5. Enrollment mechanisms: To increase patient participation in PPACA coverage, federal and state marketplace officials should strengthen enrollment mechanisms such as developing auto-enrollment programs, levying penalties for failure to enroll upon eligibility, and adopting an individual mandate.

6. Medicaid expansion: The expansion of Medicaid coverage to more adults in 36 states has increased access to care significantly, with more than 12 million newly eligible adults covered by Medicaid in September 2017. Medicaid should not be expanded with counterproductive conditions such as onerous work requirements that prompt patients to disenroll.

7. Public option: Congress should craft a public insurance plan to increase competition in the individual marketplace. For example, Sens. Tim Kaine (D-Virginia) and Michael Bennet (D-Colorado) have proposed "Medicare X," which would give PPACA marketplace enrollees a public insurance offering based on Medicare's provider network and reimbursement policies. Medicare X would have an expanded benefit package including services such as maternity and pediatric care.

PPACA by the numbers
 

The ACP says the health law has posted promising numbers:

  • With Medicaid expansion states leading the advance, the country's uninsured rate hit a historic low in 2016, dipping to 8.8%.
     
  • In 2017 and early 2018, the uninsured rate held steady at 8.8%.
     
  • About 10.6 million people selected or reenrolled in a 2018 health plan through the PPACA marketplace.
     
  • In September 2017, more than 12 million newly eligible people received health coverage through Medicaid expansion.

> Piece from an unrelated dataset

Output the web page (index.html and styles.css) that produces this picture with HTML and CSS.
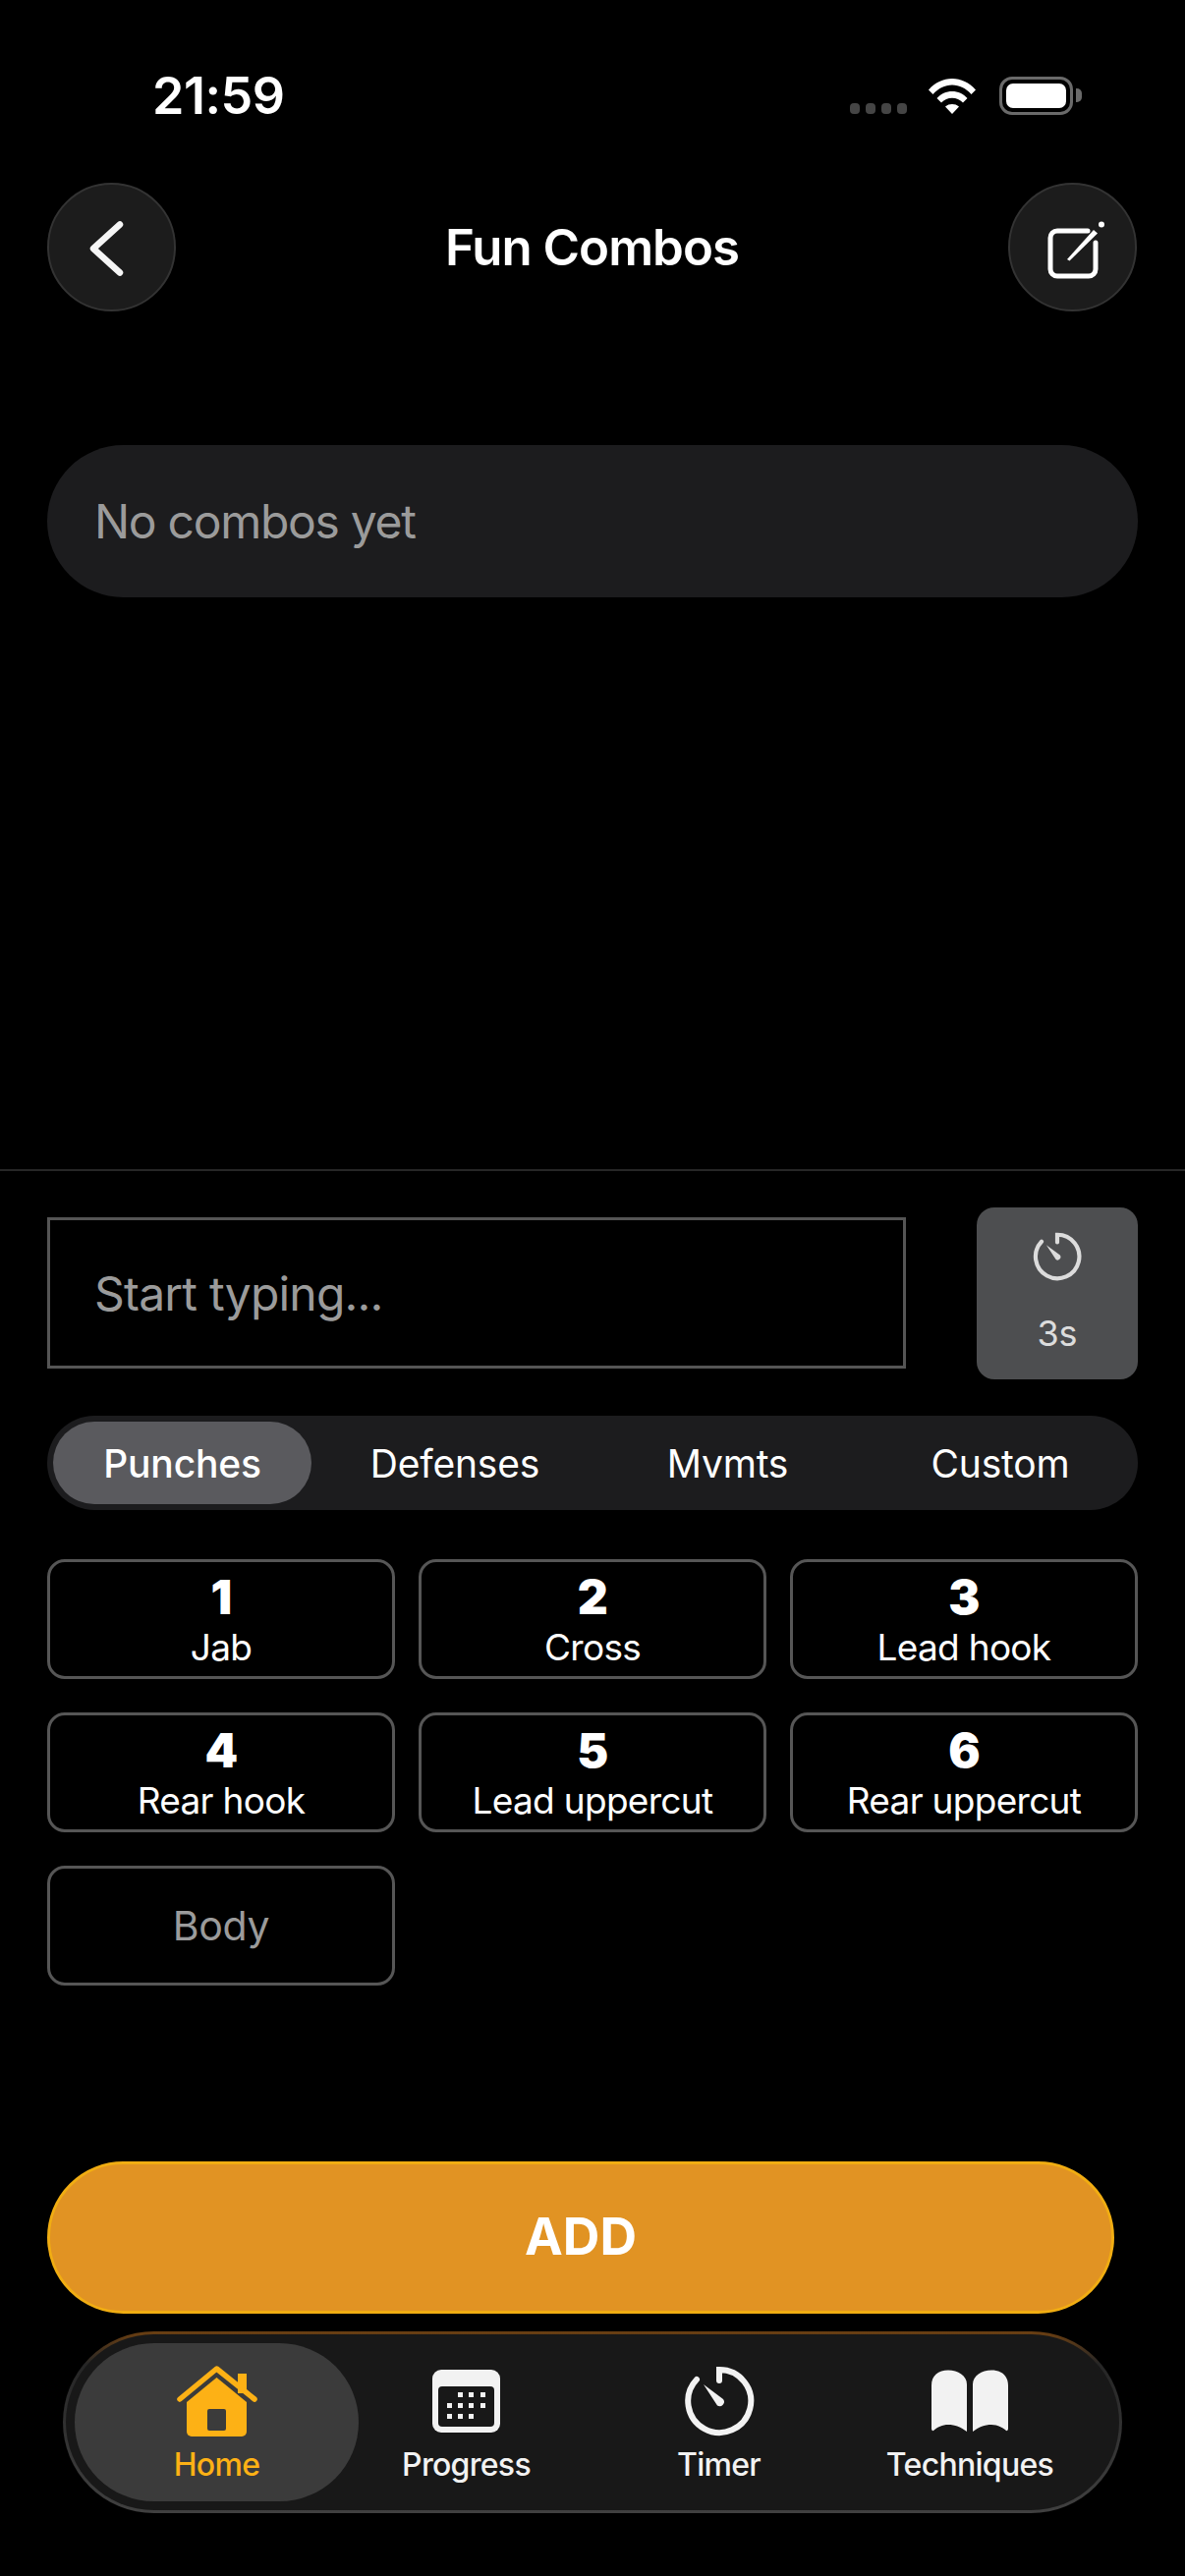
FILE: index.html
```html
<!DOCTYPE html>
<html lang="en">
<head>
    <meta charset="UTF-8">
    <meta name="viewport" content="width=device-width, initial-scale=1.0">
    <title>Fun Combos</title>
    <link rel="stylesheet" href="styles.css">
</head>
<body>
    <div class="status">
        <span class="time">21:59</span>
        <div class="status-icons">
            <div class="signal"><i></i><i></i><i></i><i></i></div>
            <svg class="wifi" viewBox="0 0 50 38" width="50" height="38">
                <path d="M1 12.500C7.500 5 16 1 25 1s17.500 4 24 11.500l-4.500 4.500C39 11 32.500 7.500 25 7.500S11 11 5.500 17z" fill="#fff"/>
                <path d="M9.500 21C13.500 16.500 19 14 25 14s11.500 2.500 15.500 7L36 25.500c-3-3-6.800-4.700-11-4.700s-8 1.700-11 4.700z" fill="#fff"/>
                <path d="M18 29.500c2-1.700 4.400-2.500 7-2.500s5 .8 7 2.500L25 37z" fill="#fff"/>
            </svg>
            <div class="battery"><div class="battery-fill"></div></div>
        </div>
    </div>

    <div class="header">
        <button class="round-btn">
            <svg viewBox="0 0 60 60" width="60" height="60">
                <path d="M38 6.500 11 31l27 24.500" fill="none" stroke="#f5f5f5" stroke-width="6.500" stroke-linecap="round" stroke-linejoin="round"/>
            </svg>
        </button>
        <h1 class="title">Fun Combos</h1>
        <button class="round-btn">
            <svg class="edit-icon" viewBox="0 -3 60 60" width="60" height="60">
                <path d="M45 10H14a7 7 0 0 0-7 7v32a7 7 0 0 0 7 7h32a7 7 0 0 0 7-7V22" fill="none" stroke="#fff" stroke-width="5" stroke-linecap="round"/>
                <path d="M24 39 51 9l4 3.500-28.500 28z" fill="#fff"/>
                <circle cx="59" cy="3.500" r="3" fill="#fff"/>
            </svg>
        </button>
    </div>

    <div class="list">
        <div class="empty-pill">No combos yet</div>
    </div>

    <div class="composer">
        <div class="input-row">
            <div class="combo-input">Start typing...</div>
            <button class="delay-btn">
                <svg viewBox="0 0 72 72" width="50" height="50">
                    <path d="M36 15V4a32 32 0 1 1-23 10" fill="none" stroke="#dcdcdc" stroke-width="6" stroke-linecap="round"/>
                    <path d="M20 19 40 34a4.500 4.500 0 0 1-6 6.500z" fill="#dcdcdc"/>
                </svg>
                <span>3s</span>
            </button>
        </div>

        <div class="tabs">
            <button class="tab active">Punches</button>
            <button class="tab">Defenses</button>
            <button class="tab">Mvmts</button>
            <button class="tab">Custom</button>
        </div>

        <div class="moves">
            <button class="move"><b>1</b><span>Jab</span></button>
            <button class="move"><b>2</b><span>Cross</span></button>
            <button class="move"><b>3</b><span>Lead hook</span></button>
            <button class="move"><b>4</b><span>Rear hook</span></button>
            <button class="move"><b>5</b><span>Lead uppercut</span></button>
            <button class="move"><b>6</b><span>Rear uppercut</span></button>
            <button class="move muted"><span>Body</span></button>
        </div>

        <button class="add-btn">ADD</button>
    </div>

    <nav class="nav">
        <a class="nav-item active">
            <svg viewBox="0 0 82 72" width="82" height="72">
                <path d="M10 37 40.500 12 71 37v30a5 5 0 0 1-5 5H15a5 5 0 0 1-5-5z" fill="#fdb115"/>
                <rect x="31" y="44" width="19" height="22" rx="2" fill="#3b3b3b"/>
                <path d="M62 8h9v20h-9z" fill="#fdb115"/>
                <path d="M3 34 40.500 3 79 34" fill="none" stroke="#fdb115" stroke-width="5.500" stroke-linecap="round" stroke-linejoin="round"/>
            </svg>
            <span>Home</span>
        </a>
        <a class="nav-item">
            <svg viewBox="0 0 69 72" width="69" height="72">
                <rect x="0" y="4" width="69" height="64" rx="9" fill="#f2f2f2"/>
                <rect x="6" y="21" width="57" height="41" rx="4" fill="#181818"/>
                <g fill="#f2f2f2">
                    <rect x="26" y="27" width="5" height="5"/><rect x="37" y="27" width="5" height="5"/><rect x="49" y="27" width="5" height="5"/>
                    <rect x="15" y="38" width="5" height="5"/><rect x="26" y="38" width="5" height="5"/><rect x="37" y="38" width="5" height="5"/><rect x="49" y="38" width="5" height="5"/>
                    <rect x="15" y="49" width="5" height="5"/><rect x="26" y="49" width="5" height="5"/><rect x="37" y="49" width="5" height="5"/>
                </g>
            </svg>
            <span>Progress</span>
        </a>
        <a class="nav-item">
            <svg viewBox="0 0 72 72" width="72" height="72">
                <path d="M36 15V4a32 32 0 1 1-23 10" fill="none" stroke="#f2f2f2" stroke-width="6" stroke-linecap="round"/>
                <path d="M20 19 40 34a4.500 4.500 0 0 1-6 6.500z" fill="#f2f2f2"/>
            </svg>
            <span>Timer</span>
        </a>
        <a class="nav-item">
            <svg viewBox="0 0 80 72" width="80" height="72">
                <path d="M1 20C1 10 8 4.500 18 4.500S37 10 37 19v48c-6-4.500-12-7-19-7-6 0-11 2.500-15 6-1 .5-2-.5-2-2z" fill="#f2f2f2"/>
                <path d="M79 20C79 10 72 4.500 62 4.500S43 10 43 19v48c6-4.500 12-7 19-7 6 0 11 2.500 15 6 1 .5 2-.5 2-2z" fill="#f2f2f2"/>
            </svg>
            <span>Techniques</span>
        </a>
    </nav>
</body>
</html>
```

FILE: styles.css
```css
* {
    box-sizing: border-box;
}
body {
    width: 1206px;
    height: 2622px;
    margin: 0;
    overflow: hidden;
    background: #000;
    color: #fff;
    font-family: 'Inter', 'Liberation Sans', sans-serif;
}
button {
    font: inherit;
    color: inherit;
    background: none;
    border: none;
    padding: 0;
}
.status {
    display: flex;
    justify-content: space-between;
    align-items: flex-start;
    height: 186px;
    padding: 70px 114px 0 155px;
}
.time {
    font-size: 52px;
    font-weight: 600;
    line-height: 56px;
    letter-spacing: -0.5px;
}
.status-icons {
    display: flex;
    align-items: flex-end;
    margin-top: 8px;
}
.signal {
    display: flex;
    gap: 6px;
    margin: 0 21px 1px 1px;
}
.signal i {
    width: 10px;
    height: 11px;
    border-radius: 4px;
    background: #454545;
}
.wifi {
    display: block;
    margin-right: 23px;
}
.battery {
    position: relative;
    width: 75px;
    height: 39px;
    padding: 4px;
    border: 3px solid #6a6a6a;
    border-radius: 13px;
}
.battery::after {
    content: "";
    position: absolute;
    top: 9px;
    right: -12px;
    width: 6px;
    height: 14px;
    border-radius: 0 5px 5px 0;
    background: #6a6a6a;
}
.battery-fill {
    height: 100%;
    border-radius: 7px;
    background: #fff;
}
.header {
    display: flex;
    justify-content: space-between;
    align-items: center;
    height: 131px;
    margin: 0 49px 0 48px;
}
.title {
    margin: 0;
    font-size: 51px;
    font-weight: 600;
    letter-spacing: -1px;
}
.round-btn {
    display: flex;
    align-items: center;
    justify-content: center;
    width: 131px;
    height: 131px;
    border: 2px solid #333;
    border-radius: 50%;
    background: #1c1c1c;
}
.edit-icon {
    overflow: visible;
}
.list {
    height: 873px;
    padding: 136px 48px 0;
}
.empty-pill {
    display: flex;
    align-items: center;
    height: 155px;
    padding-left: 48px;
    border-radius: 78px;
    background: #1c1c1e;
    color: #9b9b9b;
    font-size: 48px;
    letter-spacing: -1.300px;
}
.composer {
    padding: 37px 48px 0;
    border-top: 2px solid #262626;
}
.input-row {
    display: flex;
    justify-content: space-between;
    align-items: flex-start;
}
.combo-input {
    display: flex;
    align-items: center;
    width: 874px;
    height: 154px;
    margin-top: 10px;
    padding-left: 45px;
    border: 3px solid #555;
    color: #9b9b9b;
    font-size: 48px;
    letter-spacing: -0.8px;
}
.delay-btn {
    display: flex;
    flex-direction: column;
    align-items: center;
    width: 164px;
    height: 175px;
    padding-top: 25px;
    border-radius: 18px;
    background: #4d4e50;
    color: #dcdcdc;
    font-size: 36px;
}
.delay-btn span {
    margin-top: 31px;
}
.tabs {
    display: grid;
    grid-template-columns: repeat(4, 263px);
    gap: 14.500px;
    height: 96px;
    margin-top: 37px;
    padding: 6px;
    border-radius: 48px;
    background: #1c1c1e;
}
.tab {
    border-radius: 42px;
    font-size: 39px;
    letter-spacing: -0.2px;
}
.tab.active {
    background: #5a5a5e;
    font-weight: 500;
}
.moves {
    display: grid;
    grid-template-columns: repeat(3, 354px);
    grid-auto-rows: 122px;
    gap: 34px 24px;
    margin-top: 50px;
}
.move {
    display: flex;
    flex-direction: column;
    align-items: center;
    justify-content: center;
    padding-top: 4px;
    border: 3px solid #565656;
    border-radius: 18px;
    font-size: 37px;
    letter-spacing: -0.7px;
}
.move b {
    font-size: 48px;
    font-weight: 900;
    line-height: 50px;
}
.move span {
    margin-top: 4px;
    line-height: 44px;
}
.move.muted {
    padding-top: 0;
    color: #9b9b9b;
    font-size: 41px;
    letter-spacing: -0.3px;
}
.move.muted span {
    margin-top: 0;
}
.add-btn {
    display: block;
    width: 1086px;
    height: 155px;
    margin-top: 179px;
    padding-bottom: 2px;
    border: 3px solid #f1ad12;
    border-radius: 78px;
    background: #e19323;
    font-size: 52px;
    font-weight: 700;
}
.nav {
    display: grid;
    grid-template-columns: 289px 219px 295px 216px;
    width: 1078px;
    height: 185px;
    margin: 18px 0 0 64px;
    padding: 9px;
    border: 3px solid transparent;
    border-radius: 93px;
    background: linear-gradient(#181818, #181818) padding-box,
                linear-gradient(#6b3f12, #262626 18%, #404040) border-box;
}
.nav-item {
    display: flex;
    flex-direction: column;
    align-items: center;
    padding-top: 23px;
    border-radius: 81px;
    font-size: 32px;
    font-weight: 500;
    letter-spacing: -0.7px;
    color: #f2f2f2;
}
.nav-item span {
    margin-top: 9px;
}
.nav-item.active {
    background: #3b3b3b;
    color: #fdb115;
}
```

Christopher Cheney is the CMO editor at HealthLeaders.


KEY TAKEAWAYS

The country's uninsured rate hit a historic low in 2016—two years after the launch of the PPACA health plan marketplace for individual and family coverage.

Bolstering the PPACA is an essential step toward achieving universal health coverage, the American College of Physicians says.

Proposals to strengthen the PPACA include increasing affordability, stabilizing the PPACA health plan marketplace, and expanding Medicaid nationwide.